» EXERCISE REQUIREMENTS
Restate each line of the listing exactly, without carrying over any pictures.
::::
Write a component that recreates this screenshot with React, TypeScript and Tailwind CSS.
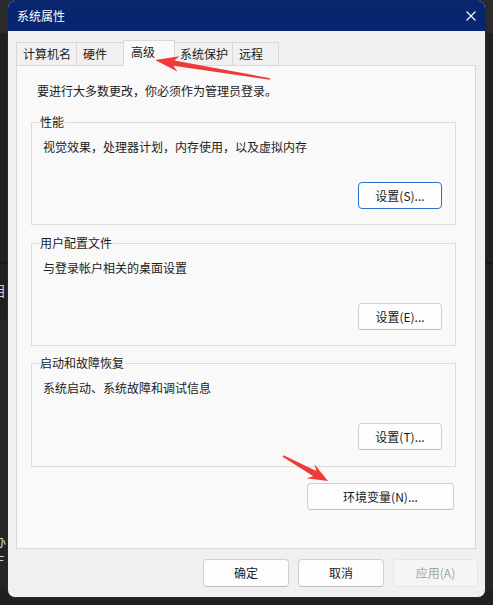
import React from "react";

// --- DATA ---
const TABS = [
  { label: "计算机名", cls: "w-[61px] pl-[6px]" },
  { label: "硬件", cls: "w-[48px] pl-[6px] -ml-[1px]" },
  { label: "高级", cls: "w-[52px] pl-[7px] -ml-[1px]", active: true },
  { label: "系统保护", cls: "w-[59px] pl-[5px] -ml-[1px]" },
  { label: "远程", cls: "w-[47px] pl-[6px] -ml-[1px]" },
];

const GROUPS = [
  { title: "性能", desc: "视觉效果，处理器计划，内存使用，以及虚拟内存", btn: "设置(S)...", focused: true, cls: "mt-[23px] h-[103px]" },
  { title: "用户配置文件", desc: "与登录帐户相关的桌面设置", btn: "设置(E)...", cls: "mt-[18px] h-[103px]" },
  { title: "启动和故障恢复", desc: "系统启动、系统故障和调试信息", btn: "设置(T)...", cls: "mt-[17px] h-[104px]" },
];

const WinButton: React.FC<{ label: string; className?: string; focused?: boolean; disabled?: boolean }> = ({
  label,
  className = "",
  focused,
  disabled,
}) => {
  const tone = disabled
    ? "bg-[#f5f5f5] border-[#e5e5e5] text-[#a3a3a3]"
    : focused
    ? "bg-[#fdfdfd] border-[#2a72c9] text-[#1b1b1b]"
    : "bg-[#fdfdfd] border-[#d0d0d0] border-b-[#bdbdbd] text-[#1b1b1b]";
  return (
    <div className={`flex items-center justify-center rounded-[4px] border text-[12px] leading-[16px] ${tone} ${className}`}>
      {label}
    </div>
  );
};

const GroupBox: React.FC<{ group: typeof GROUPS[0] }> = ({ group }) => (
  <div className={`relative flex flex-col border border-[#dcdcdc] pl-[11px] pt-[16px] ${group.cls}`}>
    {/* Legend over the border */}
    <span className="absolute -top-[9px] left-[7px] bg-[#f9f9f9] px-[1px] text-[12px] leading-[16px] text-[#1b1b1b]">
      {group.title}
    </span>
    <p className="text-[12px] leading-[16px] text-[#1b1b1b]">{group.desc}</p>
    <WinButton label={group.btn} focused={group.focused} className="mt-[27px] mr-[13px] h-[27px] w-[84px] self-end" />
  </div>
);

// Red annotation arrows drawn on top of the screenshot
const Arrows = () => (
  <svg className="pointer-events-none absolute left-0 top-0 z-20" width="493" height="605" viewBox="0 0 493 605">
    <polygon
      fill="#f0393a"
      points="155,60 179.5,56.2 174.2,60.4 270.1,78.2 269.8,79.8 173.4,65.8 177.4,71.6"
    />
    <polygon
      fill="#f0393a"
      points="328,481 306.6,478.3 313.4,476.3 282.6,456.7 283.4,455.3 316.4,471.1 314.4,464.3"
    />
  </svg>
);

export default function App() {
  return (
    <div className="relative h-[605px] w-[493px] overflow-hidden bg-[#202020] font-['Noto_Sans_CJK_SC','Noto_Sans',sans-serif]">
      {/* Desktop behind the dialog */}
      <div className="absolute left-0 top-0 h-[33px] w-full bg-[#2b2b2b]" />
      <div className="absolute left-0 top-[262px] h-[2px] w-full bg-[#161616]" />
      <div className="absolute left-0 top-[320px] h-[270px] w-full bg-[#252525]" />
      <span className="absolute -left-[8px] top-[281px] text-[14px] leading-[18px] text-[#cfcfcf]">目</span>
      <span className="absolute -left-[7px] top-[533px] text-[13px] leading-[16px] text-[#cfcfcf]">办</span>
      <span className="absolute -left-[3px] top-[553px] text-[13px] leading-[16px] text-[#cfcfcf]">F</span>

      <div className="relative z-10 pl-[7px]">
        <div className="flex h-[598px] w-[479px] flex-col overflow-hidden rounded-[8px] border border-[#10296b] bg-[#f0f0f0]">
          {/* Title bar */}
          <div className="flex h-[30px] shrink-0 items-center justify-between bg-[#07266f] pl-[9px] pr-[8px]">
            <span className="text-[12px] leading-[16px] text-white">系统属性</span>
            <svg width="10" height="10" viewBox="0 0 10 10" className="mr-[1px]">
              <path d="M0.5 0.5 L9.5 9.5 M9.5 0.5 L0.5 9.5" stroke="white" strokeWidth="1.1" />
            </svg>
          </div>

          {/* Body */}
          <div className="flex flex-1 flex-col pl-[8px] pr-[9px] pt-[9px]">
            {/* Tabs */}
            <div className="relative z-10 -mb-[1px] flex h-[26px] items-end">
              {TABS.map((tab) =>
                tab.active ? (
                  <div
                    key={tab.label}
                    className={`relative z-10 h-[26px] border-x border-t border-[#d9d9d9] bg-[#f9f9f9] pt-[3px] text-[12px] leading-[16px] text-[#1b1b1b] ${tab.cls}`}
                  >
                    {tab.label}
                  </div>
                ) : (
                  <div
                    key={tab.label}
                    className={`h-[24px] border border-[#d9d9d9] bg-[#f0f0f0] pt-[3px] text-[12px] leading-[16px] text-[#1b1b1b] ${tab.cls}`}
                  >
                    {tab.label}
                  </div>
                )
              )}
            </div>

            {/* Tab panel */}
            <div className="flex h-[484px] flex-col border border-[#dadada] bg-[#f9f9f9] pt-[17px]">
              <p className="pl-[20px] text-[12px] leading-[16px] text-[#1b1b1b]">要进行大多数更改，你必须作为管理员登录。</p>
              <div className="ml-[14px] mr-[19px] flex flex-col">
                {GROUPS.map((g) => (
                  <GroupBox key={g.title} group={g} />
                ))}
              </div>
              <WinButton label="环境变量(N)..." className="mr-[21px] mt-[16px] h-[27px] w-[147px] self-end" />
            </div>

            {/* Dialog buttons */}
            <div className="mt-[10px] flex justify-end gap-[9px] pr-[-2px]">
              <WinButton label="确定" className="h-[28px] w-[86px]" />
              <WinButton label="取消" className="h-[28px] w-[86px]" />
              <WinButton label="应用(A)" disabled className="-mr-[2px] h-[28px] w-[85px]" />
            </div>
          </div>
        </div>
      </div>

      <Arrows />
    </div>
  );
}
::::
» RESPONSE TO THIS EXERCISE
Write a component that recreates this screenshot with React, TypeScript and Tailwind CSS.
import React from "react";

// --- DATA ---
const TABS = [
  { label: "计算机名", cls: "w-[61px] pl-[6px]" },
  { label: "硬件", cls: "w-[48px] pl-[6px] -ml-[1px]" },
  { label: "高级", cls: "w-[52px] pl-[7px] -ml-[1px]", active: true },
  { label: "系统保护", cls: "w-[59px] pl-[5px] -ml-[1px]" },
  { label: "远程", cls: "w-[47px] pl-[6px] -ml-[1px]" },
];

const GROUPS = [
  { title: "性能", desc: "视觉效果，处理器计划，内存使用，以及虚拟内存", btn: "设置(S)...", focused: true, cls: "mt-[23px] h-[103px]" },
  { title: "用户配置文件", desc: "与登录帐户相关的桌面设置", btn: "设置(E)...", cls: "mt-[18px] h-[103px]" },
  { title: "启动和故障恢复", desc: "系统启动、系统故障和调试信息", btn: "设置(T)...", cls: "mt-[17px] h-[104px]" },
];

const WinButton: React.FC<{ label: string; className?: string; focused?: boolean; disabled?: boolean }> = ({
  label,
  className = "",
  focused,
  disabled,
}) => {
  const tone = disabled
    ? "bg-[#f5f5f5] border-[#e5e5e5] text-[#a3a3a3]"
    : focused
    ? "bg-[#fdfdfd] border-[#2a72c9] text-[#1b1b1b]"
    : "bg-[#fdfdfd] border-[#d0d0d0] border-b-[#bdbdbd] text-[#1b1b1b]";
  return (
    <div className={`flex items-center justify-center rounded-[4px] border text-[12px] leading-[16px] ${tone} ${className}`}>
      {label}
    </div>
  );
};

const GroupBox: React.FC<{ group: typeof GROUPS[0] }> = ({ group }) => (
  <div className={`relative flex flex-col border border-[#dcdcdc] pl-[11px] pt-[16px] ${group.cls}`}>
    {/* Legend over the border */}
    <span className="absolute -top-[9px] left-[7px] bg-[#f9f9f9] px-[1px] text-[12px] leading-[16px] text-[#1b1b1b]">
      {group.title}
    </span>
    <p className="text-[12px] leading-[16px] text-[#1b1b1b]">{group.desc}</p>
    <WinButton label={group.btn} focused={group.focused} className="mt-[27px] mr-[13px] h-[27px] w-[84px] self-end" />
  </div>
);

// Red annotation arrows drawn on top of the screenshot
const Arrows = () => (
  <svg className="pointer-events-none absolute left-0 top-0 z-20" width="493" height="605" viewBox="0 0 493 605">
    <polygon
      fill="#f0393a"
      points="155,60 179.5,56.2 174.2,60.4 270.1,78.2 269.8,79.8 173.4,65.8 177.4,71.6"
    />
    <polygon
      fill="#f0393a"
      points="328,481 306.6,478.3 313.4,476.3 282.6,456.7 283.4,455.3 316.4,471.1 314.4,464.3"
    />
  </svg>
);

export default function App() {
  return (
    <div className="relative h-[605px] w-[493px] overflow-hidden bg-[#202020] font-['Noto_Sans_CJK_SC','Noto_Sans',sans-serif]">
      {/* Desktop behind the dialog */}
      <div className="absolute left-0 top-0 h-[33px] w-full bg-[#2b2b2b]" />
      <div className="absolute left-0 top-[262px] h-[2px] w-full bg-[#161616]" />
      <div className="absolute left-0 top-[320px] h-[270px] w-full bg-[#252525]" />
      <span className="absolute -left-[8px] top-[281px] text-[14px] leading-[18px] text-[#cfcfcf]">目</span>
      <span className="absolute -left-[7px] top-[533px] text-[13px] leading-[16px] text-[#cfcfcf]">办</span>
      <span className="absolute -left-[3px] top-[553px] text-[13px] leading-[16px] text-[#cfcfcf]">F</span>

      <div className="relative z-10 pl-[7px]">
        <div className="flex h-[598px] w-[479px] flex-col overflow-hidden rounded-[8px] border border-[#10296b] bg-[#f0f0f0]">
          {/* Title bar */}
          <div className="flex h-[30px] shrink-0 items-center justify-between bg-[#07266f] pl-[9px] pr-[8px]">
            <span className="text-[12px] leading-[16px] text-white">系统属性</span>
            <svg width="10" height="10" viewBox="0 0 10 10" className="mr-[1px]">
              <path d="M0.5 0.5 L9.5 9.5 M9.5 0.5 L0.5 9.5" stroke="white" strokeWidth="1.1" />
            </svg>
          </div>

          {/* Body */}
          <div className="flex flex-1 flex-col pl-[8px] pr-[9px] pt-[9px]">
            {/* Tabs */}
            <div className="relative z-10 -mb-[1px] flex h-[26px] items-end">
              {TABS.map((tab) =>
                tab.active ? (
                  <div
                    key={tab.label}
                    className={`relative z-10 h-[26px] border-x border-t border-[#d9d9d9] bg-[#f9f9f9] pt-[3px] text-[12px] leading-[16px] text-[#1b1b1b] ${tab.cls}`}
                  >
                    {tab.label}
                  </div>
                ) : (
                  <div
                    key={tab.label}
                    className={`h-[24px] border border-[#d9d9d9] bg-[#f0f0f0] pt-[3px] text-[12px] leading-[16px] text-[#1b1b1b] ${tab.cls}`}
                  >
                    {tab.label}
                  </div>
                )
              )}
            </div>

            {/* Tab panel */}
            <div className="flex h-[484px] flex-col border border-[#dadada] bg-[#f9f9f9] pt-[17px]">
              <p className="pl-[20px] text-[12px] leading-[16px] text-[#1b1b1b]">要进行大多数更改，你必须作为管理员登录。</p>
              <div className="ml-[14px] mr-[19px] flex flex-col">
                {GROUPS.map((g) => (
                  <GroupBox key={g.title} group={g} />
                ))}
              </div>
              <WinButton label="环境变量(N)..." className="mr-[21px] mt-[16px] h-[27px] w-[147px] self-end" />
            </div>

            {/* Dialog buttons */}
            <div className="mt-[10px] flex justify-end gap-[9px] pr-[-2px]">
              <WinButton label="确定" className="h-[28px] w-[86px]" />
              <WinButton label="取消" className="h-[28px] w-[86px]" />
              <WinButton label="应用(A)" disabled className="-mr-[2px] h-[28px] w-[85px]" />
            </div>
          </div>
        </div>
      </div>

      <Arrows />
    </div>
  );
}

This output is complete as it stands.